• WHAT TO DO: Go through the records line by line and work out how many lines hold the word "that". Answer with the number only.

• ENTRIES SUPPLIED:
▬▬▬▬▬▬▬▬▬▬
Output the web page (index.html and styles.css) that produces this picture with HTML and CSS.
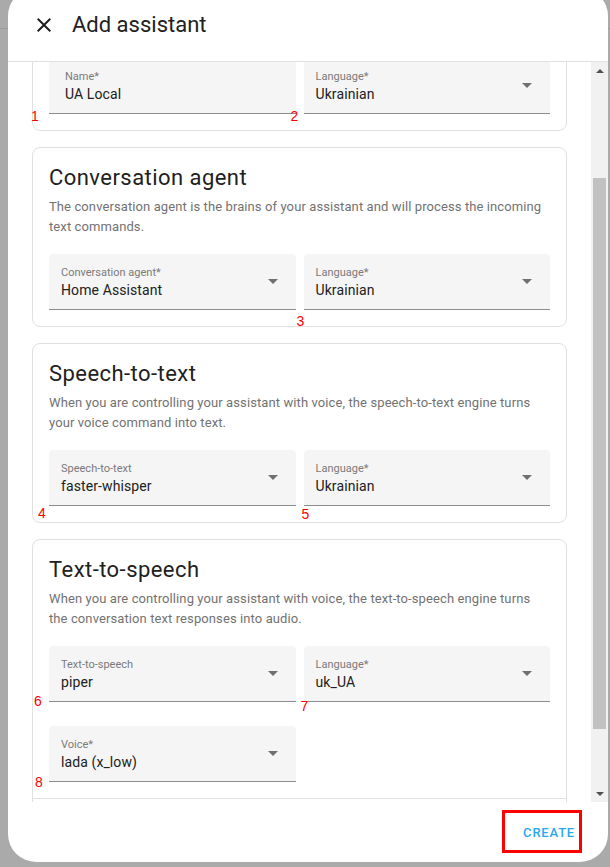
▬▬▬▬▬▬▬▬▬▬
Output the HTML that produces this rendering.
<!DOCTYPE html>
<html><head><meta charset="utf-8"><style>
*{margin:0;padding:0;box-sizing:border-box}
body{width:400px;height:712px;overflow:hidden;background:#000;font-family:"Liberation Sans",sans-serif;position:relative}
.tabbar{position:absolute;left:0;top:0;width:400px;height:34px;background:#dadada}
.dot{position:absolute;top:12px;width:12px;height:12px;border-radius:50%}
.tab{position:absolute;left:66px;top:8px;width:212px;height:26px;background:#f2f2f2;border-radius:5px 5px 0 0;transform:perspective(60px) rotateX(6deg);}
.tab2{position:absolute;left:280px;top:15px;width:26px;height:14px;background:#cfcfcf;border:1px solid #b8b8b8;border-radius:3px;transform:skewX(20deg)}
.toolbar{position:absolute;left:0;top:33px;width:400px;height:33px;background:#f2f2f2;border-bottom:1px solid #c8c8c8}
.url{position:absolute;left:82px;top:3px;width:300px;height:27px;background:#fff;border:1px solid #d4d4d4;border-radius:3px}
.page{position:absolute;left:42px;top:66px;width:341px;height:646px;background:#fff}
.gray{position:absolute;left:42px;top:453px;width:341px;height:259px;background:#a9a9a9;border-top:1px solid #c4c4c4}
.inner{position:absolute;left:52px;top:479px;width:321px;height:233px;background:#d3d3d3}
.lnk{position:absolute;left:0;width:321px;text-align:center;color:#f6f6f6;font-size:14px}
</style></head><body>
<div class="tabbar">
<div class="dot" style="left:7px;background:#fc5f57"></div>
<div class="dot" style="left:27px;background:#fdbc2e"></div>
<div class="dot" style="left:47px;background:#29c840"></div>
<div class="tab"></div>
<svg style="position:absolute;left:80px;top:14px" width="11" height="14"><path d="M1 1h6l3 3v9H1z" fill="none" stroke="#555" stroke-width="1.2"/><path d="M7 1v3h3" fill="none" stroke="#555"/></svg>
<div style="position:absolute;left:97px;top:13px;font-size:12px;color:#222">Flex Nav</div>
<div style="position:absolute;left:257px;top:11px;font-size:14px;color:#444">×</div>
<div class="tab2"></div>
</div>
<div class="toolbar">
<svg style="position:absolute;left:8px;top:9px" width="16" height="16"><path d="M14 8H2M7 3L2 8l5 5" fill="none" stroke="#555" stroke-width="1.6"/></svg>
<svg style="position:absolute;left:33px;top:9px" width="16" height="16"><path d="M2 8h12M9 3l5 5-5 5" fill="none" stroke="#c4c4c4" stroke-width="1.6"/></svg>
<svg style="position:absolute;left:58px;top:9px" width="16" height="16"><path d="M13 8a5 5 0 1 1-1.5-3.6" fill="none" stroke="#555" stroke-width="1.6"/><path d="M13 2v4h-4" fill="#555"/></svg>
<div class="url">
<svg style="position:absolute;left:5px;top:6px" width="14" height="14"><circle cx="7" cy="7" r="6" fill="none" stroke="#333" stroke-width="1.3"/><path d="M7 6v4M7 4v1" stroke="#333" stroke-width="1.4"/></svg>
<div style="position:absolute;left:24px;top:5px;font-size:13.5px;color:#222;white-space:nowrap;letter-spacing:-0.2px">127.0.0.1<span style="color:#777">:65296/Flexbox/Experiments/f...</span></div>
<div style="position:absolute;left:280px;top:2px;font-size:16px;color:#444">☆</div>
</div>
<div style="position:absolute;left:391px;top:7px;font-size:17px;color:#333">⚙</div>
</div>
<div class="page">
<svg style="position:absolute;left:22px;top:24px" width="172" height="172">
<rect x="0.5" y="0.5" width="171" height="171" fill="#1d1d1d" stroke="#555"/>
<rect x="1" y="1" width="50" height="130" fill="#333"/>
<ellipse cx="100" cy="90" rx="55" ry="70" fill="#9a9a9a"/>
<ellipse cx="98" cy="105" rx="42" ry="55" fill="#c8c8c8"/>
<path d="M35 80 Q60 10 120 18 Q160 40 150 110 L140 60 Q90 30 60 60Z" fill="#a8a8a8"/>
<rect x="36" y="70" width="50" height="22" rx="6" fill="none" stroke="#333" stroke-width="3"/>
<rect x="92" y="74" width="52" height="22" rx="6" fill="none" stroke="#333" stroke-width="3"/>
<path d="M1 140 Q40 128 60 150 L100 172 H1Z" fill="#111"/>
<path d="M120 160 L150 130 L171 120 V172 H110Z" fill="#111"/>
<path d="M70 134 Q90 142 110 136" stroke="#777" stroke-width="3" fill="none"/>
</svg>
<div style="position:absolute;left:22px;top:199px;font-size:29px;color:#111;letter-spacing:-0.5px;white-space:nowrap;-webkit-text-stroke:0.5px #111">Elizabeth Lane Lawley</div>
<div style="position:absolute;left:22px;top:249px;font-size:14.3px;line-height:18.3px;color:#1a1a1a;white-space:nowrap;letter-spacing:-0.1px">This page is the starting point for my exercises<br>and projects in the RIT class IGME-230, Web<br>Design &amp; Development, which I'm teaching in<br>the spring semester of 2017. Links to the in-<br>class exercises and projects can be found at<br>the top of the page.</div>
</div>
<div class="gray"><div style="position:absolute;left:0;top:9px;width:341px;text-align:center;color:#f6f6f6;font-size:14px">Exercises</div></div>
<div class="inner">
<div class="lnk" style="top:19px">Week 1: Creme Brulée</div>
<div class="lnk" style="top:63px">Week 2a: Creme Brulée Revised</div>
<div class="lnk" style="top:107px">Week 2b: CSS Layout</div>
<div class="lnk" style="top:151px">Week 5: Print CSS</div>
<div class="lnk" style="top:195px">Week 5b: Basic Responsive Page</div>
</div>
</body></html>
▬▬▬▬▬▬▬▬▬▬
• OUTPUT BELOW: 2